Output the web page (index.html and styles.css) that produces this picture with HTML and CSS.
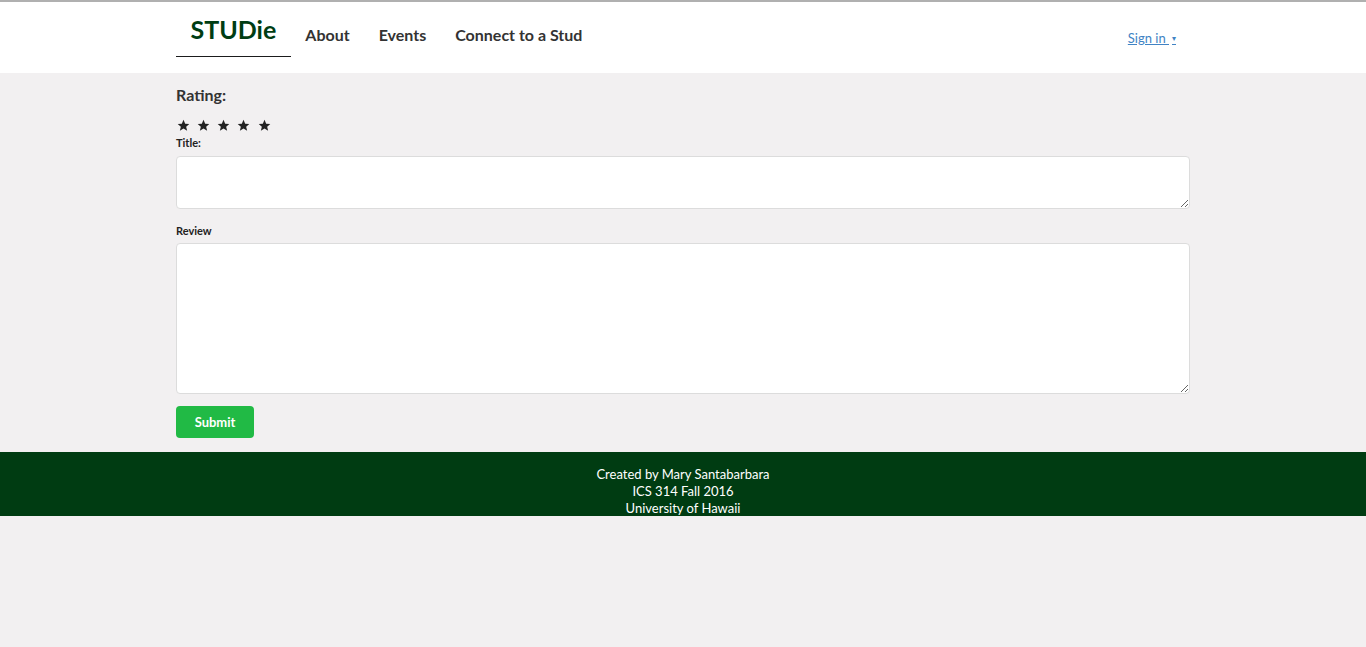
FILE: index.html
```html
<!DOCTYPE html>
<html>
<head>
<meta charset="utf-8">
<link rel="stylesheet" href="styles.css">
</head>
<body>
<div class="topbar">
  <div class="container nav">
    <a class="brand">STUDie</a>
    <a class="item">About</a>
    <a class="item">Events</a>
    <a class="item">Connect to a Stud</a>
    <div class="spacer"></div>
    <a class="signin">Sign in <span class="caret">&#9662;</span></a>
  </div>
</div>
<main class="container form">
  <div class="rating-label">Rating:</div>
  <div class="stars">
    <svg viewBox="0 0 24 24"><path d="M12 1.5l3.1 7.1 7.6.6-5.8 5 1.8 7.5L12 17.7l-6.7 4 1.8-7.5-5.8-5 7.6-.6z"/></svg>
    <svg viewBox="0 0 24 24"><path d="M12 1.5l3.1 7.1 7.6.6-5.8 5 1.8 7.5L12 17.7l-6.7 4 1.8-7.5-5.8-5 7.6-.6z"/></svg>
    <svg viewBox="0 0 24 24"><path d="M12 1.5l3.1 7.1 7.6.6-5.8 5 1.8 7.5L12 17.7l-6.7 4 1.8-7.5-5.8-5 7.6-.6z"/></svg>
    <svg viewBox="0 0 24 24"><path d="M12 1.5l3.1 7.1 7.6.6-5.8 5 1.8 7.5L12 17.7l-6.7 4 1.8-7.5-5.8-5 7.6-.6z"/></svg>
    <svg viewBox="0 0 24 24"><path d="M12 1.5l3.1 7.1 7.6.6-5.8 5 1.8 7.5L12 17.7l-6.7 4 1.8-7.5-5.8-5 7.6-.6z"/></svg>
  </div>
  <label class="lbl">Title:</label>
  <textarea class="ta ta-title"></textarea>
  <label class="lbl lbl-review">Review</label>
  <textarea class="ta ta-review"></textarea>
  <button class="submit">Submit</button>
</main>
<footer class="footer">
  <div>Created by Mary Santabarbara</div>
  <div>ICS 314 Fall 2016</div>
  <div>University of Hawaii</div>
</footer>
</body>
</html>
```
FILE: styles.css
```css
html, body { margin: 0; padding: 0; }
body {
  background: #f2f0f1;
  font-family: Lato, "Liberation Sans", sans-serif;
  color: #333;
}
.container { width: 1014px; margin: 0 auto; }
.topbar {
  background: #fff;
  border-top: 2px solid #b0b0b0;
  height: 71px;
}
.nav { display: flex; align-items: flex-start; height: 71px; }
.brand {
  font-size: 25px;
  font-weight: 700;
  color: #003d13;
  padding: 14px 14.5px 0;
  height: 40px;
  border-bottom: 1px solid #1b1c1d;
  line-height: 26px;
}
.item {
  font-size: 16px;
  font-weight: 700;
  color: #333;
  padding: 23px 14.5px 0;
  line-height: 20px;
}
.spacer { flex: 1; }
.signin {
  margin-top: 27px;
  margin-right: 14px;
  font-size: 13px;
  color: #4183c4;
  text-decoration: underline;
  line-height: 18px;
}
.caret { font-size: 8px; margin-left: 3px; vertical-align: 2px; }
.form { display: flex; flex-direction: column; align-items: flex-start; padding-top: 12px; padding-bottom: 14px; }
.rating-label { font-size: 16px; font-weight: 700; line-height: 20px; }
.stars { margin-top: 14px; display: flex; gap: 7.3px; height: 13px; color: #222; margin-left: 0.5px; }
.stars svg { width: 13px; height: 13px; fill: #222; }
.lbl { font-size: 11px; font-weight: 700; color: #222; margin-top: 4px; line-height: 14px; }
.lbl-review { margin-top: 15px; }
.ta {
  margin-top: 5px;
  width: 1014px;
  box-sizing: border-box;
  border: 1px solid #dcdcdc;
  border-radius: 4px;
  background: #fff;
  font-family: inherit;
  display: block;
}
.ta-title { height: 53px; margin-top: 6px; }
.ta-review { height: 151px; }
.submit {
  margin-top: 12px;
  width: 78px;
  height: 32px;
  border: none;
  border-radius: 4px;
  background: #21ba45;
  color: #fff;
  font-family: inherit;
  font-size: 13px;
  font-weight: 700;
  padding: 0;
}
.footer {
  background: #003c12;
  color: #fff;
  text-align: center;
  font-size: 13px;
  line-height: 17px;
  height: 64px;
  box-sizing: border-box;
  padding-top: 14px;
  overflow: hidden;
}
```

# # # # #

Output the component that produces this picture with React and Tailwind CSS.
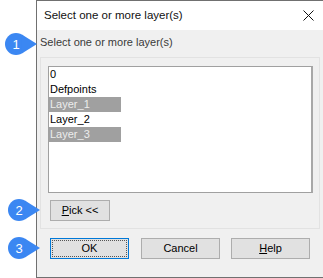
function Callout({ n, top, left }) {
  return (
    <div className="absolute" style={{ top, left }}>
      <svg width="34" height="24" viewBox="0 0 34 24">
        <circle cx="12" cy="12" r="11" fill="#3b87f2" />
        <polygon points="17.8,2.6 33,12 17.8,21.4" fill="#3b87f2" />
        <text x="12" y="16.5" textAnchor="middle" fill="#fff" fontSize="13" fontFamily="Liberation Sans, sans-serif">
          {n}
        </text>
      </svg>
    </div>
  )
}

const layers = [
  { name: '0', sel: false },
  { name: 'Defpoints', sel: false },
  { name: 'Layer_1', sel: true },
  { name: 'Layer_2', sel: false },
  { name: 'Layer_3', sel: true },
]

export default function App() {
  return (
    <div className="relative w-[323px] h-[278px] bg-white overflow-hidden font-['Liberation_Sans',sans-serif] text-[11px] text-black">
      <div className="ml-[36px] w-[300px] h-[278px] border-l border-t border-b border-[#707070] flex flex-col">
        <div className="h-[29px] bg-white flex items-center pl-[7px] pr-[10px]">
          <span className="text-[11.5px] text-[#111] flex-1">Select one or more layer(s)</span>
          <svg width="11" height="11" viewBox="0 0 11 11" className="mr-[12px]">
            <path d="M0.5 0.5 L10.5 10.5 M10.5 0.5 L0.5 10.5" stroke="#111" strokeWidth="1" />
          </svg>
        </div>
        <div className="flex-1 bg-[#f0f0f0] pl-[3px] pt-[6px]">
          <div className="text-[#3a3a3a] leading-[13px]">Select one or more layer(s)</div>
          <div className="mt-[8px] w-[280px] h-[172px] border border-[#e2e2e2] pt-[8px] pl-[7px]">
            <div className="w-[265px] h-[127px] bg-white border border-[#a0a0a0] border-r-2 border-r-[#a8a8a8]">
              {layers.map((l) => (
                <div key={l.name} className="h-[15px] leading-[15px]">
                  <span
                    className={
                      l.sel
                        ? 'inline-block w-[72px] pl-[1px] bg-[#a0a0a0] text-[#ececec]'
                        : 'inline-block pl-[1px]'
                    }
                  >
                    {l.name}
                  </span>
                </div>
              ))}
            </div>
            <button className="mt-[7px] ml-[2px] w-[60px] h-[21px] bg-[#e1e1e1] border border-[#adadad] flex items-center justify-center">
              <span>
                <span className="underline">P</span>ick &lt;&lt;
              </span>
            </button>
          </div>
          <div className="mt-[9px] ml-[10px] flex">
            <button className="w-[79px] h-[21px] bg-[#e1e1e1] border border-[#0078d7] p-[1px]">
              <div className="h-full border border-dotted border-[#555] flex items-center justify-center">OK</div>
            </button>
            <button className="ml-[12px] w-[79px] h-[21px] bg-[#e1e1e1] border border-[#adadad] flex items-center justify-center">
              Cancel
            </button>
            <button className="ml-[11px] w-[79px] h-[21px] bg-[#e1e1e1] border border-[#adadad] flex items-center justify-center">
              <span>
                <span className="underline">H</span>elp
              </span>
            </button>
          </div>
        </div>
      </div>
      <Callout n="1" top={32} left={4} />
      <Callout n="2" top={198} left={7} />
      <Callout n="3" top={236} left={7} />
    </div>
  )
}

# # # # #

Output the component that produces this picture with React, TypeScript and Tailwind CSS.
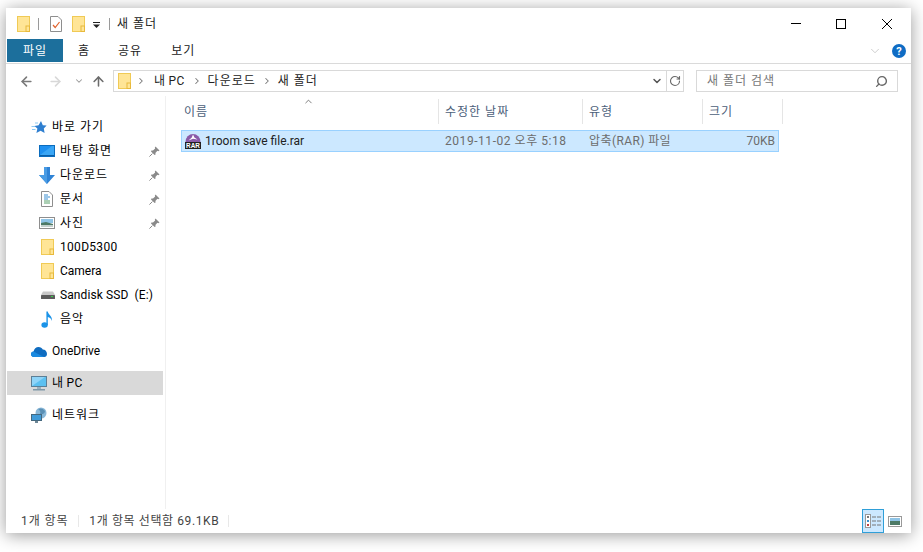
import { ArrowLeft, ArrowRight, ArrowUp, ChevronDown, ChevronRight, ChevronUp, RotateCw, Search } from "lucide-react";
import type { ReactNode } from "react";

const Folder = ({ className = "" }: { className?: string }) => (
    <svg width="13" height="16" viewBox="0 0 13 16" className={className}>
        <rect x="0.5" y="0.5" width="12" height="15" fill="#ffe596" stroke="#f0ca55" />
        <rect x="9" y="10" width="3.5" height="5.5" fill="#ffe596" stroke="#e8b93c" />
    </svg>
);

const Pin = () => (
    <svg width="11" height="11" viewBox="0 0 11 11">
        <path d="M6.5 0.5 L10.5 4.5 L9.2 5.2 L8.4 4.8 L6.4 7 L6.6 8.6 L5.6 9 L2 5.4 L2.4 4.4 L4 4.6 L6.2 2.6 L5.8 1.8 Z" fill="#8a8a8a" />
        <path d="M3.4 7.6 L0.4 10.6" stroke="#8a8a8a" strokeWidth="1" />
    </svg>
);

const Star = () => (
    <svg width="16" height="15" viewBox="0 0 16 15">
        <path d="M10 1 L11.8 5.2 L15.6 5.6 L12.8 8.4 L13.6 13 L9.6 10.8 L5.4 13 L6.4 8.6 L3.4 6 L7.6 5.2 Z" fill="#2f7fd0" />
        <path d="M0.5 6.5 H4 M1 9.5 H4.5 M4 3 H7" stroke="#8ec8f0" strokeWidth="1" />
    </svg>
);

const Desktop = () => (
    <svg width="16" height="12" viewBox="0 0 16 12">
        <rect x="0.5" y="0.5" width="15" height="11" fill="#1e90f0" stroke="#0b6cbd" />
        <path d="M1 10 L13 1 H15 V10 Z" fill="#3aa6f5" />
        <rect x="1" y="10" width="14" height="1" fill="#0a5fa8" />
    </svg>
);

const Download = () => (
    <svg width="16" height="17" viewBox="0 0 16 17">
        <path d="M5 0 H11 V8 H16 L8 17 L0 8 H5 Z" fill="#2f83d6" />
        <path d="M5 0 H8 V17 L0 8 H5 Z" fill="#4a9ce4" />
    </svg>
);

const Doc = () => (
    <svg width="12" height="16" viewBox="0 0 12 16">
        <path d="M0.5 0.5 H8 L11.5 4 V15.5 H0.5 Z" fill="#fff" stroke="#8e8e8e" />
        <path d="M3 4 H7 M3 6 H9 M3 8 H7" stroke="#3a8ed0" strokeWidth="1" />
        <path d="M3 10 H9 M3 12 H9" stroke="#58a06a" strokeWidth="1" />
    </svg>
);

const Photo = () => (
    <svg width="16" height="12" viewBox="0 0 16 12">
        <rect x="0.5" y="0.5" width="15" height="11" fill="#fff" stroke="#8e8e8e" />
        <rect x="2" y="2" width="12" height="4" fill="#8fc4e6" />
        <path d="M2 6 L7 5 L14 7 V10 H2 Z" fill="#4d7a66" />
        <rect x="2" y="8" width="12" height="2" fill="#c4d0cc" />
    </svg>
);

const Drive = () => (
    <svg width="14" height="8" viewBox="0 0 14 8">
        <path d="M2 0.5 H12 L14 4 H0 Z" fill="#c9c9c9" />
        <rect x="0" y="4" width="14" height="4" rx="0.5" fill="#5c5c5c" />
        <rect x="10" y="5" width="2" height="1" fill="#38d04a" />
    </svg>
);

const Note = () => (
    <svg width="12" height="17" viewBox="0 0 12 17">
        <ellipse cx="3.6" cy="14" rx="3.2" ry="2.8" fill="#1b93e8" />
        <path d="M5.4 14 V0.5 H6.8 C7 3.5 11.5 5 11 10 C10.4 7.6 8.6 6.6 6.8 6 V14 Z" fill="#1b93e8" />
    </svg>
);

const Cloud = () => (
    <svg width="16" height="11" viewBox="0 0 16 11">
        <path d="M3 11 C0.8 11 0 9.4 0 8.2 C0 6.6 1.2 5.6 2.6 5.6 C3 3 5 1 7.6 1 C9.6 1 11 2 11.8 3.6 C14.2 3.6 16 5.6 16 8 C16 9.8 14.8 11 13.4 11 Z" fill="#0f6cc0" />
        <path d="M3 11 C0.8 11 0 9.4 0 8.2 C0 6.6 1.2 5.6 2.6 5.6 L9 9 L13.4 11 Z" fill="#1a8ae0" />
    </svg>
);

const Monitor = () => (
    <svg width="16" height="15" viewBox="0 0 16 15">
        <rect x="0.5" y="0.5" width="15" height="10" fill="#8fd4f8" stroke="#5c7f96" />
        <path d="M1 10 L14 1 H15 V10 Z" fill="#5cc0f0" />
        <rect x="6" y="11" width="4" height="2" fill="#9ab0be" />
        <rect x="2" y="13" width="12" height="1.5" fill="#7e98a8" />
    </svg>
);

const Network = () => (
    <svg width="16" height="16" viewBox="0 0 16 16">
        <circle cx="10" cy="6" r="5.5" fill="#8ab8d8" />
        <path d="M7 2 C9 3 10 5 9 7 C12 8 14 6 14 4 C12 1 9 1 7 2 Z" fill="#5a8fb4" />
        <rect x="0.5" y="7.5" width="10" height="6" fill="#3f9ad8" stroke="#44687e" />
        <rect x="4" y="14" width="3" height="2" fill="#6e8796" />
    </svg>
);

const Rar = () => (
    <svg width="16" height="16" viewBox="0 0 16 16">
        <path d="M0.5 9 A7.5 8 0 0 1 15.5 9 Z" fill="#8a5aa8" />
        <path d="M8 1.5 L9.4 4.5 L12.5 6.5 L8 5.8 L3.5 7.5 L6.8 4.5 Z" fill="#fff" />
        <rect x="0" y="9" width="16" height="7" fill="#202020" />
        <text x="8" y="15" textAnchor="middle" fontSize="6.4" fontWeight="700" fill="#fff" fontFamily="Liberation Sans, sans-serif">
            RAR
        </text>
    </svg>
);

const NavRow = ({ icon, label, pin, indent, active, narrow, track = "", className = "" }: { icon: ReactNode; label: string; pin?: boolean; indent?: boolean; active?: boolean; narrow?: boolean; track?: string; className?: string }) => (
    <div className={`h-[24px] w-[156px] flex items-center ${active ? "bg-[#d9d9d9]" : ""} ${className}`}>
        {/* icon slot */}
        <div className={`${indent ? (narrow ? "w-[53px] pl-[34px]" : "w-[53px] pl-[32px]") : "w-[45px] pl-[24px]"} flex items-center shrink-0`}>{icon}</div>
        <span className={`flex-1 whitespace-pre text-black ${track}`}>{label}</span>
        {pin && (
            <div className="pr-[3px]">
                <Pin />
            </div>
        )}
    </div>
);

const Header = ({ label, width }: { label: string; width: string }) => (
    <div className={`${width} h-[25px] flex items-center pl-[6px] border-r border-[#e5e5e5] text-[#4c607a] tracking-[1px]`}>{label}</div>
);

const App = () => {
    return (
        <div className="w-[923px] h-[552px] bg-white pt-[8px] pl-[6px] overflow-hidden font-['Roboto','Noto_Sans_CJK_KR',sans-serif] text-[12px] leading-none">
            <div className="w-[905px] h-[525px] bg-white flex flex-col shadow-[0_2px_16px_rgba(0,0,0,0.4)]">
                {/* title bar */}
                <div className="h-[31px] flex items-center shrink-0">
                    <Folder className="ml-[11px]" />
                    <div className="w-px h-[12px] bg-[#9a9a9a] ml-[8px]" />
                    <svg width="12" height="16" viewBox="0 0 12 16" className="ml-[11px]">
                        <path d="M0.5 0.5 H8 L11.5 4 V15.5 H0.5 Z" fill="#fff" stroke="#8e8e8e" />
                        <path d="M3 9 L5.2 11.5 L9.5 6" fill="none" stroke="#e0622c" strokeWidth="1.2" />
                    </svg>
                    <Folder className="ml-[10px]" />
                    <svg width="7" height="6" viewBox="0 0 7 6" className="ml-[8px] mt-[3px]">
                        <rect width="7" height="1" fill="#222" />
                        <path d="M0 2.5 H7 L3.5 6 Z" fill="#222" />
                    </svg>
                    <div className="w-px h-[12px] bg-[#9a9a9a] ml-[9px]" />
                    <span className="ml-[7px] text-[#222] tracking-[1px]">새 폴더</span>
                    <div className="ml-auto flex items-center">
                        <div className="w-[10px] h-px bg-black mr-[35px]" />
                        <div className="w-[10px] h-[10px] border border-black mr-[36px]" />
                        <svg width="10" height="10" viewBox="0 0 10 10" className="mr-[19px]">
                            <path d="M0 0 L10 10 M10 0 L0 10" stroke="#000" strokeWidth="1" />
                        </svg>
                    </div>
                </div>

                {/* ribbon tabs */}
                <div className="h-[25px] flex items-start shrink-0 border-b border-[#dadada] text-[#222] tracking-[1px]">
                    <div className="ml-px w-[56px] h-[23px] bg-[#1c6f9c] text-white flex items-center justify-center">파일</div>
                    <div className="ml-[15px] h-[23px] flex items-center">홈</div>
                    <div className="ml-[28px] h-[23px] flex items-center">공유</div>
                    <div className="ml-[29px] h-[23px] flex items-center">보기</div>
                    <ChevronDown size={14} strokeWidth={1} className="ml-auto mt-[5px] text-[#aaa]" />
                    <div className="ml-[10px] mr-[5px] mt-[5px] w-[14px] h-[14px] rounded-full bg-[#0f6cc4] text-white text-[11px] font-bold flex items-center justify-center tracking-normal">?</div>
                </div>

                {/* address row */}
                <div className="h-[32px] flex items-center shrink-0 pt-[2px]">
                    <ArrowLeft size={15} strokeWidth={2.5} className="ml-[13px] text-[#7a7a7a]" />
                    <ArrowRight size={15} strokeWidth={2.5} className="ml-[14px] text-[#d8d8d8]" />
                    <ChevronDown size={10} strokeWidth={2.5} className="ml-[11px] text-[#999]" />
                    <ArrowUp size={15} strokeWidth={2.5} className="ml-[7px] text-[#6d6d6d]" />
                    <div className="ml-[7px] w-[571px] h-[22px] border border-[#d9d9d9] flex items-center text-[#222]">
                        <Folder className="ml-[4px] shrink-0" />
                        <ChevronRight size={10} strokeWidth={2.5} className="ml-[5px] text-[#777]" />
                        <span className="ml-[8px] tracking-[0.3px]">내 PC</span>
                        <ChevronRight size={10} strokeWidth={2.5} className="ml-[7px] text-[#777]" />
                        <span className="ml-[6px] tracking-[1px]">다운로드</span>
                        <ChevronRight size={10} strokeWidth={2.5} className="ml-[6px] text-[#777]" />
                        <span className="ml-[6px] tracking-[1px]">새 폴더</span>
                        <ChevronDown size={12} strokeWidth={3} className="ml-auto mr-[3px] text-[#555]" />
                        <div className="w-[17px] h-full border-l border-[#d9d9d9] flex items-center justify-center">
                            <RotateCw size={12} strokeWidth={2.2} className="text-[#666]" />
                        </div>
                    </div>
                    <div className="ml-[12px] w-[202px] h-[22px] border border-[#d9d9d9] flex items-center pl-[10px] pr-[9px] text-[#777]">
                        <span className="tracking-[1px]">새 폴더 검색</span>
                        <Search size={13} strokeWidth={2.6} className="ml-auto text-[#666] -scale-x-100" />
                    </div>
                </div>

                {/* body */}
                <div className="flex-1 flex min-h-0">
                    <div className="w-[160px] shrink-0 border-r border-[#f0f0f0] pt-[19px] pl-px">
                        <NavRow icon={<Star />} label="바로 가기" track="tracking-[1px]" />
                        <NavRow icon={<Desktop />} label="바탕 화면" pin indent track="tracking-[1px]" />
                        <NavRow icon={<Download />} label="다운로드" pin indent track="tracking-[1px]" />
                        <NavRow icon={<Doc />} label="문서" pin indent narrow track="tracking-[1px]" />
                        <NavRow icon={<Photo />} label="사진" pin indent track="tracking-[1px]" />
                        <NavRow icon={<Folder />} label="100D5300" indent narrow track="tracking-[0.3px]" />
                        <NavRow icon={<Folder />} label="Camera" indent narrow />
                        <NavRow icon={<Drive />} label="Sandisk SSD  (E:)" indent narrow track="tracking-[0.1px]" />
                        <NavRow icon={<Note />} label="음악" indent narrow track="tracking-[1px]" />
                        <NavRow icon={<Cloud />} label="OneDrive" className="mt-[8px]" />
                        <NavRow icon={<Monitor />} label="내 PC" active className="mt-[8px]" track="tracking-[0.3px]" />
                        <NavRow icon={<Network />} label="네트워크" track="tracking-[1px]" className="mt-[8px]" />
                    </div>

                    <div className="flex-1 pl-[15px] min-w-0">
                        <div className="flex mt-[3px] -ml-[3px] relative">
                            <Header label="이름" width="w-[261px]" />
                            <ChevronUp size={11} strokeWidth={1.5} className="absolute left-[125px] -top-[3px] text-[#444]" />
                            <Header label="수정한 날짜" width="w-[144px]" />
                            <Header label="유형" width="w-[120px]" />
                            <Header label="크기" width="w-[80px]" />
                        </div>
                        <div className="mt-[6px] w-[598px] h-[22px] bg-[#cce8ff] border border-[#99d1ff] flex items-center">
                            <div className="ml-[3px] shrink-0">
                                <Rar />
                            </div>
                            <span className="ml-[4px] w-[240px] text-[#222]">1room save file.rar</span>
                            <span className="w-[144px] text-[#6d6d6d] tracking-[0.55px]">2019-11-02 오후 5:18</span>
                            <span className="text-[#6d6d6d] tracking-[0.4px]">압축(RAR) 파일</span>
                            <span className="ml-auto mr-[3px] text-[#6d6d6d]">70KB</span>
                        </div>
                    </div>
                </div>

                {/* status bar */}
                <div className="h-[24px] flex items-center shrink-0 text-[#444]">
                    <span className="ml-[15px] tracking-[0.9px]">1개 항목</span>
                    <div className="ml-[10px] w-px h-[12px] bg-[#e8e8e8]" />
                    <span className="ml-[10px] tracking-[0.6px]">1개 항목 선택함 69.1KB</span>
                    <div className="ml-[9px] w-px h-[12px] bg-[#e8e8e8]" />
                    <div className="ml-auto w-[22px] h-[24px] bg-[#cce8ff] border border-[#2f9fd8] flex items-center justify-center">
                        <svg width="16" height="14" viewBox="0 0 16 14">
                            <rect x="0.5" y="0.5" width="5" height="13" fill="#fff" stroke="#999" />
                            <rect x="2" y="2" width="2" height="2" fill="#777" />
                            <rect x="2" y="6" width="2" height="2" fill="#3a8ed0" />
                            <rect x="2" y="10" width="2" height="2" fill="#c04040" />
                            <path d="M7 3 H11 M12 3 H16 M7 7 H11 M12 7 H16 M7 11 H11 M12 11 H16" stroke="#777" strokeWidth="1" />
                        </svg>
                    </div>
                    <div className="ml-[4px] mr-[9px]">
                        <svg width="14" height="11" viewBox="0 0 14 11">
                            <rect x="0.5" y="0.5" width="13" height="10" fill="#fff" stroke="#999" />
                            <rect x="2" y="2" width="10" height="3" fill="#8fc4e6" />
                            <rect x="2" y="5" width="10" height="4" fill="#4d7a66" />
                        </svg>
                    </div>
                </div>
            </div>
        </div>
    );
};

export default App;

# # # # #

> _Exercise directions_
List all lines holding the string "that".

> _Result of the task_
Output the web page (index.html and styles.css) that produces this picture with HTML and CSS.
Output the component that produces this picture with React and Tailwind CSS.
Output the component that produces this picture with React, TypeScript and Tailwind CSS.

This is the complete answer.